The CIA and DOJ OIGs agreed that the FBI’s legal attaché in Moscow had dropped the MOU ball by failing to coordinate with the CIA after receiving the FSB memo in March 2011. At the same time, the report concluded that the CIA’s involvement at that stage would not likely have meaningfully assisted the FBI in preventing the attack.
Likewise, the second letter that the Moscow legal attaché purportedly sent in October 2011 was unsupported by MOU documentation, according to the report.
In fact, the failure of intelligence and investigative agencies to cooperate closely enough in order to adequately avert crises is nothing new.
The 9/11 Commission Report famously pointed out the failure of certain US agencies to cooperate properly in the lead-up to the attacks.
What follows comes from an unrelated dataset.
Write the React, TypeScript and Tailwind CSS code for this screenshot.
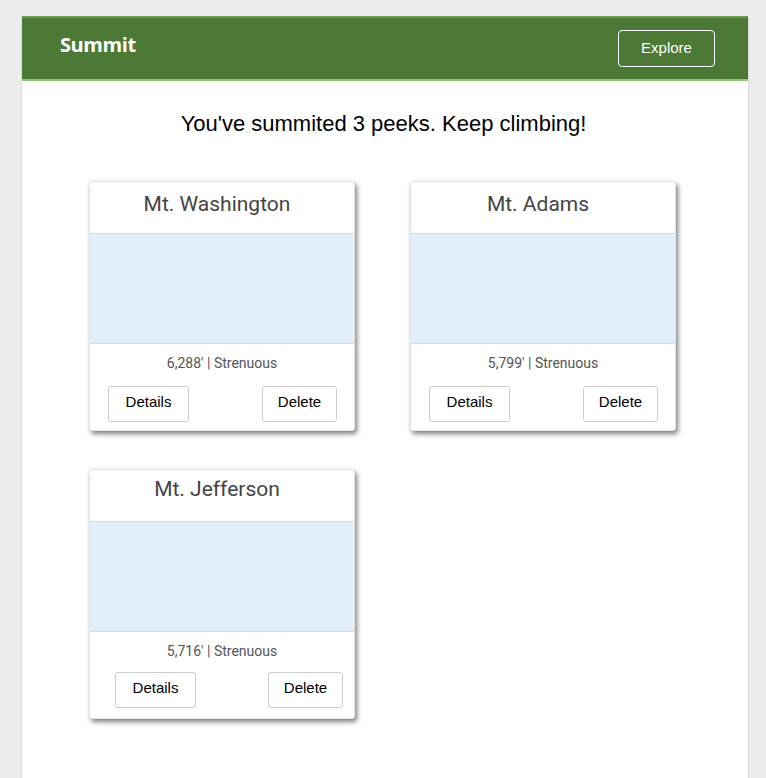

Among the Commission’s recommendations were: “unifying the intelligence community with a new National Intelligence Director” and “unifying the many participants in the counterterrorism effort and their knowledge in a network-based information-sharing system that transcends traditional governmental boundaries.” The Office of the Director of National Intelligence was established in 2005.
In the direct aftermath of the attacks last year, Russian President Vladimir Putin likewise called for greater cooperation between international intelligence and investigative bodies in order to fill the gaps in the global fight against terrorism.
“I just call for [the Boston Marathon bombing] tragedy to be an incentive for us to become closer in tackling common threats, with terrorism being one of the most important and dangerous of them. If indeed we combine our efforts, we won’t take such hits and sustain such losses,” he said during a televised press conference, as quoted by RIA Novosti.